▶ Data
:::::
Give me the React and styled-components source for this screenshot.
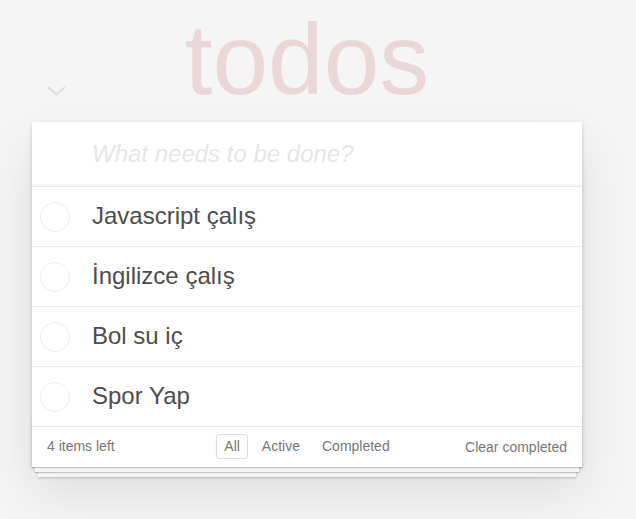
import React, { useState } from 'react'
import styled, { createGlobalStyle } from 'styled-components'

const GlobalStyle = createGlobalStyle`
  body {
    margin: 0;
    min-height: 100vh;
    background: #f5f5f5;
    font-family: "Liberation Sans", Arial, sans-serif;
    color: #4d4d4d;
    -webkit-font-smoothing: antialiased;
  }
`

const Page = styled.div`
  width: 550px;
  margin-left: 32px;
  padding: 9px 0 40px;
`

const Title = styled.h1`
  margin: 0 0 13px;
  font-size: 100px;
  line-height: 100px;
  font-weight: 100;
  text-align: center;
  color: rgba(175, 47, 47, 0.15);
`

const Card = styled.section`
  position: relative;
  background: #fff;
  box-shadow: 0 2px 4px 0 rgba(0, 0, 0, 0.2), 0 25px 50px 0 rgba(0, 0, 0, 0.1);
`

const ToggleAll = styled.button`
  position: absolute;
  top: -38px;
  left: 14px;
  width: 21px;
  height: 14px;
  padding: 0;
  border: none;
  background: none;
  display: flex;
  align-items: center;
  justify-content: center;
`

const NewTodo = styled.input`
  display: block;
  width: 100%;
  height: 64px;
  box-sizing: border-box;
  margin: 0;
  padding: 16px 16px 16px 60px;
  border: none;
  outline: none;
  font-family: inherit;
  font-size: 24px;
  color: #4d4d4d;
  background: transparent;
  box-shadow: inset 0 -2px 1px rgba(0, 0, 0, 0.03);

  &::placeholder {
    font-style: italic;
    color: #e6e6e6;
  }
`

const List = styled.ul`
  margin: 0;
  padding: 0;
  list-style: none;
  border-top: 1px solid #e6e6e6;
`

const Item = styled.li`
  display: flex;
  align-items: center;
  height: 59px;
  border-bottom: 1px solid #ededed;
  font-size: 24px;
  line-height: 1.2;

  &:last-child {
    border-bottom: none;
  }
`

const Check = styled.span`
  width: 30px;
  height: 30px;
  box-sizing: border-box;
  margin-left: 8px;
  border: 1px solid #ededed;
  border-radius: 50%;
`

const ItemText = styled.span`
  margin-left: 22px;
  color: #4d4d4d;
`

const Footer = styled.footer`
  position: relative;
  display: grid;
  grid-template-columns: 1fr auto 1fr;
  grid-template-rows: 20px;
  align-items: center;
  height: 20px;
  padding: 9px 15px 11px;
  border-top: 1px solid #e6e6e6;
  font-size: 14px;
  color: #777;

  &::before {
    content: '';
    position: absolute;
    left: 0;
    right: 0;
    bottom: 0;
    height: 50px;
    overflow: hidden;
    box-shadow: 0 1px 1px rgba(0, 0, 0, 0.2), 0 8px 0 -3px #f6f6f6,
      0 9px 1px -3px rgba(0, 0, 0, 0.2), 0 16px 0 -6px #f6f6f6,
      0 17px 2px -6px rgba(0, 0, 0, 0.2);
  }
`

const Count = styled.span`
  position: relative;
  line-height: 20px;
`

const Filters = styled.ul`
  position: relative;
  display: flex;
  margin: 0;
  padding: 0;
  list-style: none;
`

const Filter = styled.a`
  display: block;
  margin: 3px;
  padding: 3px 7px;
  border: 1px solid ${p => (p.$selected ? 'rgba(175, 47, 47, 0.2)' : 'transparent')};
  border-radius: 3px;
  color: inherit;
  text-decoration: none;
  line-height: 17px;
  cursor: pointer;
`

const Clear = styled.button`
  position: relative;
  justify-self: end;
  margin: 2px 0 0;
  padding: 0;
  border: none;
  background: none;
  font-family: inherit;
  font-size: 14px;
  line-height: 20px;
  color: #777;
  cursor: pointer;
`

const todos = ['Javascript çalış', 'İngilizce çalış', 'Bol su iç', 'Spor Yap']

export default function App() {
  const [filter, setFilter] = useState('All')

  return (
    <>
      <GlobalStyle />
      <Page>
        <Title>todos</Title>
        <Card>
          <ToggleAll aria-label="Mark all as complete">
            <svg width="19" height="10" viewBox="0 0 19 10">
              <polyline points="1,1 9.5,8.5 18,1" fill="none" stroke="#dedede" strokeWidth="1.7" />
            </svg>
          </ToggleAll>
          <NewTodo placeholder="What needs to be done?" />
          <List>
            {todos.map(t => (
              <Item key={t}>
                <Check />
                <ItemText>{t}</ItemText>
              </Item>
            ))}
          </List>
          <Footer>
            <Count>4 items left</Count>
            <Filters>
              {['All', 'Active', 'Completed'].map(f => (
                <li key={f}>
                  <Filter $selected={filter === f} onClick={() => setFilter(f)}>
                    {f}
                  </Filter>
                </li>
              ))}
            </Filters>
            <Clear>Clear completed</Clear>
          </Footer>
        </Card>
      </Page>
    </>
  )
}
:::::
▶ Description of the task
Quote all the lines above exactly as given. Do not include the pictures.

▶ Response
Give me the React and styled-components source for this screenshot.
import React, { useState } from 'react'
import styled, { createGlobalStyle } from 'styled-components'

const GlobalStyle = createGlobalStyle`
  body {
    margin: 0;
    min-height: 100vh;
    background: #f5f5f5;
    font-family: "Liberation Sans", Arial, sans-serif;
    color: #4d4d4d;
    -webkit-font-smoothing: antialiased;
  }
`

const Page = styled.div`
  width: 550px;
  margin-left: 32px;
  padding: 9px 0 40px;
`

const Title = styled.h1`
  margin: 0 0 13px;
  font-size: 100px;
  line-height: 100px;
  font-weight: 100;
  text-align: center;
  color: rgba(175, 47, 47, 0.15);
`

const Card = styled.section`
  position: relative;
  background: #fff;
  box-shadow: 0 2px 4px 0 rgba(0, 0, 0, 0.2), 0 25px 50px 0 rgba(0, 0, 0, 0.1);
`

const ToggleAll = styled.button`
  position: absolute;
  top: -38px;
  left: 14px;
  width: 21px;
  height: 14px;
  padding: 0;
  border: none;
  background: none;
  display: flex;
  align-items: center;
  justify-content: center;
`

const NewTodo = styled.input`
  display: block;
  width: 100%;
  height: 64px;
  box-sizing: border-box;
  margin: 0;
  padding: 16px 16px 16px 60px;
  border: none;
  outline: none;
  font-family: inherit;
  font-size: 24px;
  color: #4d4d4d;
  background: transparent;
  box-shadow: inset 0 -2px 1px rgba(0, 0, 0, 0.03);

  &::placeholder {
    font-style: italic;
    color: #e6e6e6;
  }
`

const List = styled.ul`
  margin: 0;
  padding: 0;
  list-style: none;
  border-top: 1px solid #e6e6e6;
`

const Item = styled.li`
  display: flex;
  align-items: center;
  height: 59px;
  border-bottom: 1px solid #ededed;
  font-size: 24px;
  line-height: 1.2;

  &:last-child {
    border-bottom: none;
  }
`

const Check = styled.span`
  width: 30px;
  height: 30px;
  box-sizing: border-box;
  margin-left: 8px;
  border: 1px solid #ededed;
  border-radius: 50%;
`

const ItemText = styled.span`
  margin-left: 22px;
  color: #4d4d4d;
`

const Footer = styled.footer`
  position: relative;
  display: grid;
  grid-template-columns: 1fr auto 1fr;
  grid-template-rows: 20px;
  align-items: center;
  height: 20px;
  padding: 9px 15px 11px;
  border-top: 1px solid #e6e6e6;
  font-size: 14px;
  color: #777;

  &::before {
    content: '';
    position: absolute;
    left: 0;
    right: 0;
    bottom: 0;
    height: 50px;
    overflow: hidden;
    box-shadow: 0 1px 1px rgba(0, 0, 0, 0.2), 0 8px 0 -3px #f6f6f6,
      0 9px 1px -3px rgba(0, 0, 0, 0.2), 0 16px 0 -6px #f6f6f6,
      0 17px 2px -6px rgba(0, 0, 0, 0.2);
  }
`

const Count = styled.span`
  position: relative;
  line-height: 20px;
`

const Filters = styled.ul`
  position: relative;
  display: flex;
  margin: 0;
  padding: 0;
  list-style: none;
`

const Filter = styled.a`
  display: block;
  margin: 3px;
  padding: 3px 7px;
  border: 1px solid ${p => (p.$selected ? 'rgba(175, 47, 47, 0.2)' : 'transparent')};
  border-radius: 3px;
  color: inherit;
  text-decoration: none;
  line-height: 17px;
  cursor: pointer;
`

const Clear = styled.button`
  position: relative;
  justify-self: end;
  margin: 2px 0 0;
  padding: 0;
  border: none;
  background: none;
  font-family: inherit;
  font-size: 14px;
  line-height: 20px;
  color: #777;
  cursor: pointer;
`

const todos = ['Javascript çalış', 'İngilizce çalış', 'Bol su iç', 'Spor Yap']

export default function App() {
  const [filter, setFilter] = useState('All')

  return (
    <>
      <GlobalStyle />
      <Page>
        <Title>todos</Title>
        <Card>
          <ToggleAll aria-label="Mark all as complete">
            <svg width="19" height="10" viewBox="0 0 19 10">
              <polyline points="1,1 9.5,8.5 18,1" fill="none" stroke="#dedede" strokeWidth="1.7" />
            </svg>
          </ToggleAll>
          <NewTodo placeholder="What needs to be done?" />
          <List>
            {todos.map(t => (
              <Item key={t}>
                <Check />
                <ItemText>{t}</ItemText>
              </Item>
            ))}
          </List>
          <Footer>
            <Count>4 items left</Count>
            <Filters>
              {['All', 'Active', 'Completed'].map(f => (
                <li key={f}>
                  <Filter $selected={filter === f} onClick={() => setFilter(f)}>
                    {f}
                  </Filter>
                </li>
              ))}
            </Filters>
            <Clear>Clear completed</Clear>
          </Footer>
        </Card>
      </Page>
    </>
  )
}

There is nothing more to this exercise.